• [What is asked]: Lines that hold the string "index" are to be counted; give only their number.

• [Provided material]:
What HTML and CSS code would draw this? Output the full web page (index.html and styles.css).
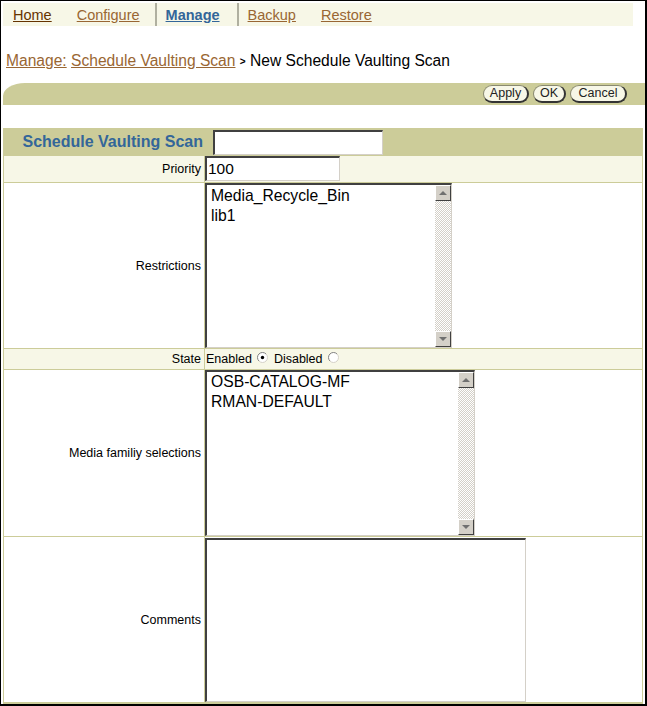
FILE: index.html
```html
<!DOCTYPE html>
<html>
<head>
<meta charset="utf-8">
<title>New Schedule Vaulting Scan</title>
<link rel="stylesheet" href="styles.css">
</head>
<body>
<div class="frame">
  <nav class="tabs">
    <a class="tab tab-visited tab-home" href="#">Home</a>
    <a class="tab tab-configure" href="#">Configure</a>
    <span class="tab-sep"></span>
    <a class="tab tab-active" href="#">Manage</a>
    <span class="tab-sep"></span>
    <a class="tab tab-backup" href="#">Backup</a>
    <a class="tab" href="#">Restore</a>
  </nav>

  <div class="crumbs">
    <a class="crumb-link" href="#">Manage:</a> <a class="crumb-link" href="#">Schedule Vaulting Scan</a> <span class="crumb-sep">&gt;</span> <span class="crumb-current">New Schedule Vaulting Scan</span>
  </div>

  <div class="actionbar">
    <button class="btn btn-apply">Apply</button>
    <button class="btn btn-ok">OK</button>
    <button class="btn btn-cancel">Cancel</button>
  </div>

  <div class="form">
    <div class="row row-head">
      <div class="label head-title">Schedule Vaulting Scan</div>
      <div class="value head-value"><div class="field field-name"></div></div>
    </div>
    <div class="row row-priority row-shaded">
      <div class="label">Priority</div>
      <div class="value"><div class="field field-priority">100</div></div>
    </div>
    <div class="row row-restrict">
      <div class="label">Restrictions</div>
      <div class="value">
        <div class="listbox listbox-restrict">
          <div class="lb-items">
            <div>Media_Recycle_Bin</div>
            <div>lib1</div>
          </div>
          <div class="scrollbar">
            <span class="sb-btn sb-up"></span>
            <span class="sb-track"></span>
            <span class="sb-btn sb-down"></span>
          </div>
        </div>
      </div>
    </div>
    <div class="row row-state row-shaded">
      <div class="label">State</div>
      <div class="value state-value">
        <span>Enabled</span>
        <svg class="radio" width="11" height="11" viewBox="0 0 11 11">
          <circle cx="5.5" cy="5.5" r="5" fill="#fff"/>
          <path d="M1.96 9.04 A5 5 0 0 1 9.04 1.96" fill="none" stroke="#808080" stroke-width="1"/>
          <path d="M9.04 1.96 A5 5 0 0 1 1.96 9.04" fill="none" stroke="#d4d0c8" stroke-width="1"/>
          <circle cx="5.5" cy="5.5" r="1.7" fill="#000"/>
        </svg>
        <span class="state-disabled">Disabled</span>
        <svg class="radio" width="11" height="11" viewBox="0 0 11 11">
          <circle cx="5.5" cy="5.5" r="5" fill="#fff"/>
          <path d="M1.96 9.04 A5 5 0 0 1 9.04 1.96" fill="none" stroke="#808080" stroke-width="1"/>
          <path d="M9.04 1.96 A5 5 0 0 1 1.96 9.04" fill="none" stroke="#d4d0c8" stroke-width="1"/>
        </svg>
      </div>
    </div>
    <div class="row row-media">
      <div class="label">Media familiy selections</div>
      <div class="value">
        <div class="listbox listbox-media">
          <div class="lb-items">
            <div>OSB-CATALOG-MF</div>
            <div>RMAN-DEFAULT</div>
          </div>
          <div class="scrollbar">
            <span class="sb-btn sb-up"></span>
            <span class="sb-track"></span>
            <span class="sb-btn sb-down"></span>
          </div>
        </div>
      </div>
    </div>
    <div class="row row-comments">
      <div class="label">Comments</div>
      <div class="value"><div class="field textarea"></div></div>
    </div>
  </div>
</div>
</body>
</html>
```

FILE: styles.css
```css
* { box-sizing: border-box; }
html, body { margin: 0; padding: 0; background: #fff; }
body { font-family: "Liberation Sans", Arial, sans-serif; color: #000; }

.frame {
  width: 647px;
  height: 706px;
  border-style: solid;
  border-color: #000;
  border-width: 1px 2px 2px 1px;
  overflow: hidden;
}

/* ---- tabs ---- */
.tabs {
  margin: 2px 0 0 2px;
  width: 630px;
  height: 23px;
  background: #f7f7e7;
  display: flex;
  align-items: stretch;
  padding-left: 10px;
  font-size: 14.5px;
}
.tab {
  display: flex;
  align-items: center;
  padding-top: 1px;
  color: #996633;
  text-decoration: underline;
}
.tab-home { margin-right: 25px; }
.tab-visited { color: #663300; }
.tab-configure { margin-right: 15px; }
.tab-backup { margin-right: 25px; }
.tab-active {
  color: #336699;
  font-weight: bold;
  margin-right: 17px;
}
.tab-sep {
  width: 2px;
  background: #b0b0a0;
  margin-right: 9px;
}

/* ---- breadcrumbs ---- */
.crumbs {
  margin-top: 26px;
  padding-left: 5px;
  font-size: 15.6px;
  line-height: 18px;
  white-space: nowrap;
}
.crumb-link { color: #996633; text-decoration: underline; }
.crumb-sep { font-size: 10px; font-weight: bold; vertical-align: 1px; }
.crumb-current { color: #000; }

/* ---- action bar ---- */
.actionbar {
  margin: 12px 0 0 2px;
  width: 642px;
  height: 22px;
  background: #cccc99;
  border-top-left-radius: 22px 13px;
  display: flex;
  justify-content: flex-end;
  align-items: center;
  gap: 4px;
  padding-right: 18px;
}
.btn {
  height: 18px;
  padding: 0;
  font-family: "Liberation Sans", Arial, sans-serif;
  font-size: 12.5px;
  line-height: 15px;
  color: #222;
  background: #f7f7e7;
  border-style: solid;
  border-width: 1px 2px 2px 1px;
  border-color: #8a8a70 #333 #333 #8a8a70;
  border-radius: 9px;
  text-align: center;
}
.btn-apply { width: 46px; }
.btn-ok { width: 33px; }
.btn-cancel { width: 57px; }

/* ---- form ---- */
.form {
  margin: 23px 0 0 2px;
  width: 640px;
  border: 1px solid #cccc99;
}
.row {
  display: grid;
  grid-template-columns: 201px 1fr;
  border-bottom: 1px solid #cccc99;
}
.row-shaded { background: #f7f7e7; }
.label {
  display: flex;
  align-items: center;
  justify-content: flex-end;
  padding-right: 3px;
  border-right: 1px solid #cccc99;
  font-size: 12.5px;
  white-space: nowrap;
}
.value {
  display: flex;
  align-items: flex-start;
}

.row-head { height: 27px; background: #cccc99; }
.head-title {
  font-size: 16px;
  font-weight: bold;
  color: #336699;
  padding-right: 1px;
}
.head-value { padding-left: 8px; align-items: center; }

.row-priority { height: 27px; }
.row-restrict { height: 166px; }
.row-state { height: 21px; }
.row-media { height: 167px; }
.row-comments { height: 166px; }

.field {
  background: #fff;
  border-style: solid;
  border-width: 2px 1px 1px 2px;
  border-color: #404040 #d4d0c8 #d4d0c8 #404040;
  font-size: 15.5px;
}
.field-name { width: 170px; height: 25px; }
.field-priority {
  width: 135px;
  height: 25px;
  line-height: 21px;
  padding-left: 1px;
}
.textarea {
  width: 321px;
  height: 164px;
  margin-top: 1px;
}

/* ---- listbox ---- */
.listbox {
  display: flex;
  background: #fff;
  border-style: solid;
  border-width: 2px 1px 1px 2px;
  border-color: #404040 #d4d0c8 #d4d0c8 #404040;
  height: 165px;
}
.listbox-restrict { width: 247px; }
.listbox-media { width: 270px; height: 166px; }
.lb-items {
  flex: 1;
  padding: 1px 0 0 4px;
  font-size: 15.7px;
  line-height: 20px;
  white-space: nowrap;
}
.listbox-media .lb-items { padding-top: 0; }
.scrollbar {
  width: 16px;
  display: flex;
  flex-direction: column;
}
.sb-btn {
  width: 16px;
  height: 16px;
  background: #d4d0c8;
  border-style: solid;
  border-width: 1px;
  border-color: #fff #404040 #404040 #fff;
  display: flex;
  align-items: center;
  justify-content: center;
}
.sb-up::after {
  content: "";
  border-left: 4px solid transparent;
  border-right: 4px solid transparent;
  border-bottom: 4px solid #707070;
}
.sb-down::after {
  content: "";
  border-left: 4px solid transparent;
  border-right: 4px solid transparent;
  border-top: 4px solid #707070;
}
.sb-track {
  flex: 1;
  background: repeating-conic-gradient(#d4d0c8 0 25%, #fff 0 50%) 0 0 / 2px 2px;
}

/* ---- state ---- */
.state-value {
  align-items: center;
  padding-left: 1px;
  font-size: 12.5px;
}
.radio {
  margin: 0 6px 3px 5px;
  flex: none;
}
```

• [Solution for this task]: 2